Ten more people have joined the growing list of confirmed cases in the Casula cluster, bringing the total to 34. Two other cases confirmed in the same 24-hour reporting period were returned travellers in hotel quarantine. The state’s chief medical officer, Dr Kerry Chant, called on all patrons of Planet Fitness in Casula who attended the gym between July 4 to 10 to self isolate for 14 days and seek testing immediately. The venue was able to provide contact tracing investigators with the details of everyone who had trained at the gym during the period of concern, Chant added.
Four more locations have been named as possible hotspots in Sydney, that were visited by recently confirmed cases. These include the YMCA in Revesby, where a case attended on July 9 and 11; the Western Suburbs Leagues Club, where a case attended on July 11 and 12; the Macarthur Tavern, where a case attended on July 11; and the Woolworths supermarket in Bowral, where a case attended on July 11. Anyone who visited these venues on the days in question should get tested immediately. Six other Sydney venues, as well as several locations in NSW's south, were named as potential hotspots on July 13.
Kerry Chant called on people across Sydney, especially in the city’s south west, to seek testing for even the mildest symptoms or if they had any concern or suspicion that they have come into contact with someone infected. Chant warned Sydneysiders not to be overly focused on the Casula cluster, saying that community transmission could be taking place elsewhere in the city unseen.
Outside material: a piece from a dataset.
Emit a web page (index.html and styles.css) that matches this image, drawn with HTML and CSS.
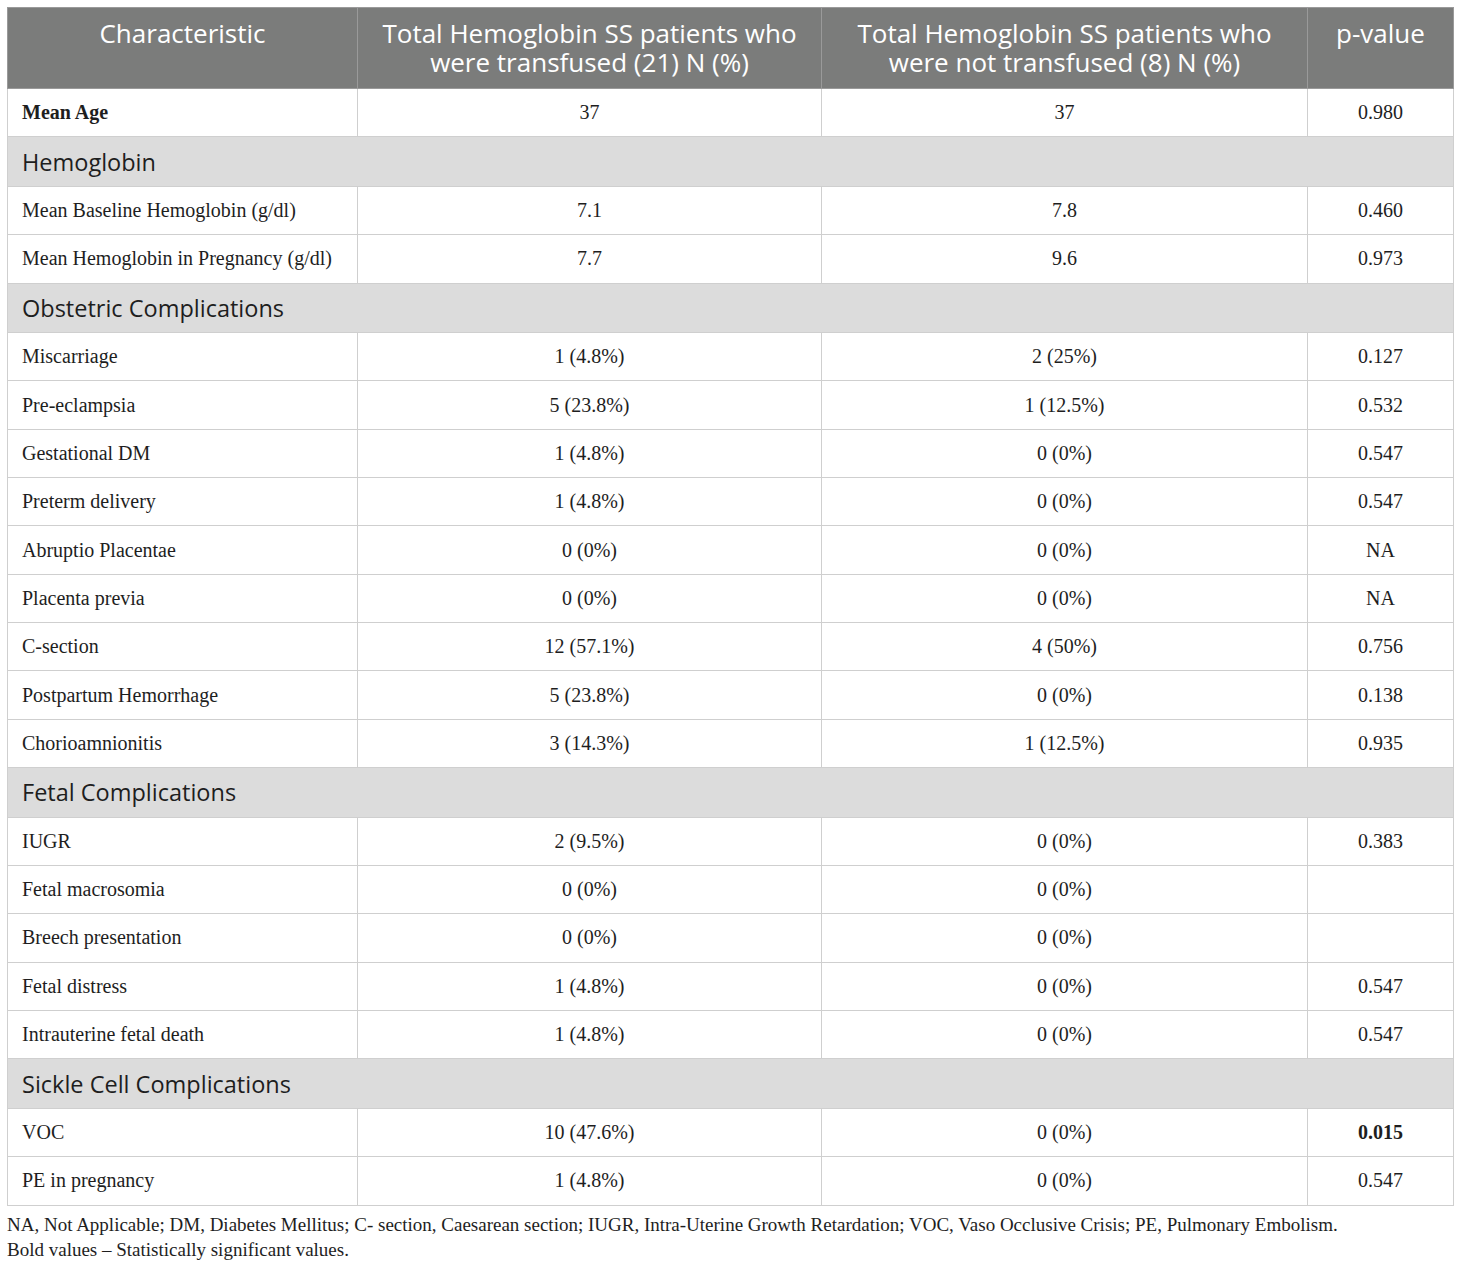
FILE: index.html
```html
<!DOCTYPE html>
<html>
<head>
<meta charset="utf-8">
<link rel="stylesheet" href="styles.css">
</head>
<body>
<div class="wrap">
<table class="tbl">
<colgroup>
<col class="c1"><col class="c2"><col class="c3"><col class="c4">
</colgroup>
<thead>
<tr>
<th>Characteristic</th>
<th><span class="hl">Total Hemoglobin SS patients who</span><span class="hl">were transfused (21) N (%)</span></th>
<th><span class="hl">Total Hemoglobin SS patients who</span><span class="hl">were not transfused (8) N (%)</span></th>
<th>p-value</th>
</tr>
</thead>
<tbody>
<tr><td class="lbl b">Mean Age</td><td>37</td><td>37</td><td>0.980</td></tr>
<tr class="sec"><td colspan="4">Hemoglobin</td></tr>
<tr><td class="lbl">Mean Baseline Hemoglobin (g/dl)</td><td>7.1</td><td>7.8</td><td>0.460</td></tr>
<tr><td class="lbl">Mean Hemoglobin in Pregnancy (g/dl)</td><td>7.7</td><td>9.6</td><td>0.973</td></tr>
<tr class="sec"><td colspan="4">Obstetric Complications</td></tr>
<tr><td class="lbl">Miscarriage</td><td>1 (4.8%)</td><td>2 (25%)</td><td>0.127</td></tr>
<tr><td class="lbl">Pre-eclampsia</td><td>5 (23.8%)</td><td>1 (12.5%)</td><td>0.532</td></tr>
<tr><td class="lbl">Gestational DM</td><td>1 (4.8%)</td><td>0 (0%)</td><td>0.547</td></tr>
<tr><td class="lbl">Preterm delivery</td><td>1 (4.8%)</td><td>0 (0%)</td><td>0.547</td></tr>
<tr><td class="lbl">Abruptio Placentae</td><td>0 (0%)</td><td>0 (0%)</td><td>NA</td></tr>
<tr><td class="lbl">Placenta previa</td><td>0 (0%)</td><td>0 (0%)</td><td>NA</td></tr>
<tr><td class="lbl">C-section</td><td>12 (57.1%)</td><td>4 (50%)</td><td>0.756</td></tr>
<tr><td class="lbl">Postpartum Hemorrhage</td><td>5 (23.8%)</td><td>0 (0%)</td><td>0.138</td></tr>
<tr><td class="lbl">Chorioamnionitis</td><td>3 (14.3%)</td><td>1 (12.5%)</td><td>0.935</td></tr>
<tr class="sec"><td colspan="4">Fetal Complications</td></tr>
<tr><td class="lbl">IUGR</td><td>2 (9.5%)</td><td>0 (0%)</td><td>0.383</td></tr>
<tr><td class="lbl">Fetal macrosomia</td><td>0 (0%)</td><td>0 (0%)</td><td></td></tr>
<tr><td class="lbl">Breech presentation</td><td>0 (0%)</td><td>0 (0%)</td><td></td></tr>
<tr><td class="lbl">Fetal distress</td><td>1 (4.8%)</td><td>0 (0%)</td><td>0.547</td></tr>
<tr><td class="lbl">Intrauterine fetal death</td><td>1 (4.8%)</td><td>0 (0%)</td><td>0.547</td></tr>
<tr class="sec"><td colspan="4">Sickle Cell Complications</td></tr>
<tr><td class="lbl">VOC</td><td>10 (47.6%)</td><td>0 (0%)</td><td class="b">0.015</td></tr>
<tr><td class="lbl">PE in pregnancy</td><td>1 (4.8%)</td><td>0 (0%)</td><td>0.547</td></tr>
</tbody>
</table>
<div class="notes">
<p>NA, Not Applicable; DM, Diabetes Mellitus; C- section, Caesarean section; IUGR, Intra-Uterine Growth Retardation; VOC, Vaso Occlusive Crisis; PE, Pulmonary Embolism.</p>
<p>Bold values – Statistically significant values.</p>
</div>
</div>
</body>
</html>
```
FILE: styles.css
```css
html, body {
  margin: 0;
  padding: 0;
  background: #ffffff;
}
.wrap {
  padding: 7px 7px 0 7px;
}
.tbl {
  width: 1446px;
  border-collapse: collapse;
  table-layout: fixed;
  font-family: "Liberation Serif", "Times New Roman", serif;
  font-size: 20px;
  color: #1e1e1e;
}
.c1 { width: 350px; }
.c2 { width: 464px; }
.c3 { width: 486px; }
.c4 { width: 146px; }
.tbl th {
  background: #7b7c7b;
  color: #fff;
  font-family: "Open Sans", "Noto Sans", sans-serif;
  font-weight: 400;
  font-size: 26px;
  line-height: 29px;
  height: 81px;
  padding: 11px 4px 0 4px;
  border: 1px solid #9a9a9a;
  box-sizing: border-box;
  text-align: center;
  vertical-align: top;
}
.tbl th .hl {
  display: block;
  height: 29px;
}
.tbl td {
  border: 1px solid #cfcfcf;
  height: 48.35px;
  padding: 0 14px;
  text-align: center;
  vertical-align: middle;
  box-sizing: border-box;
}
.tbl td.lbl {
  text-align: left;
}
.tbl .b {
  font-weight: 700;
}
.tbl tr.sec td {
  background: #dcdcdc;
  font-family: "Open Sans", "Noto Sans", sans-serif;
  font-size: 23.5px;
  text-align: left;
  height: 49.5px;
  color: #1e1e1e;
}
.notes {
  font-family: "Liberation Serif", "Times New Roman", serif;
  font-size: 19px;
  color: #1e1e1e;
  padding-top: 6px;
}
.notes p {
  margin: 0;
  line-height: 25px;
}
```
Details have also been shared on how contact tracing revealed the hotspots in South West Sydney. The identification of the Casula cluster was thanks to a single clinician in Liverpool who made the connection between two unassociated cases, tracing a shared contact at the Crossroads Hotel. Since this discovery, a barrage of sophisticated detective techniques have been used to find the source of the infection – sometimes referred to as "patient zero". This has been confirmed via genomic sequencing as a man who travelled to Sydney from Melbourne on June 30, where he attended a workplace before heading to a work party at the Crossroads Hotel. Six colleagues of the man have since tested positive.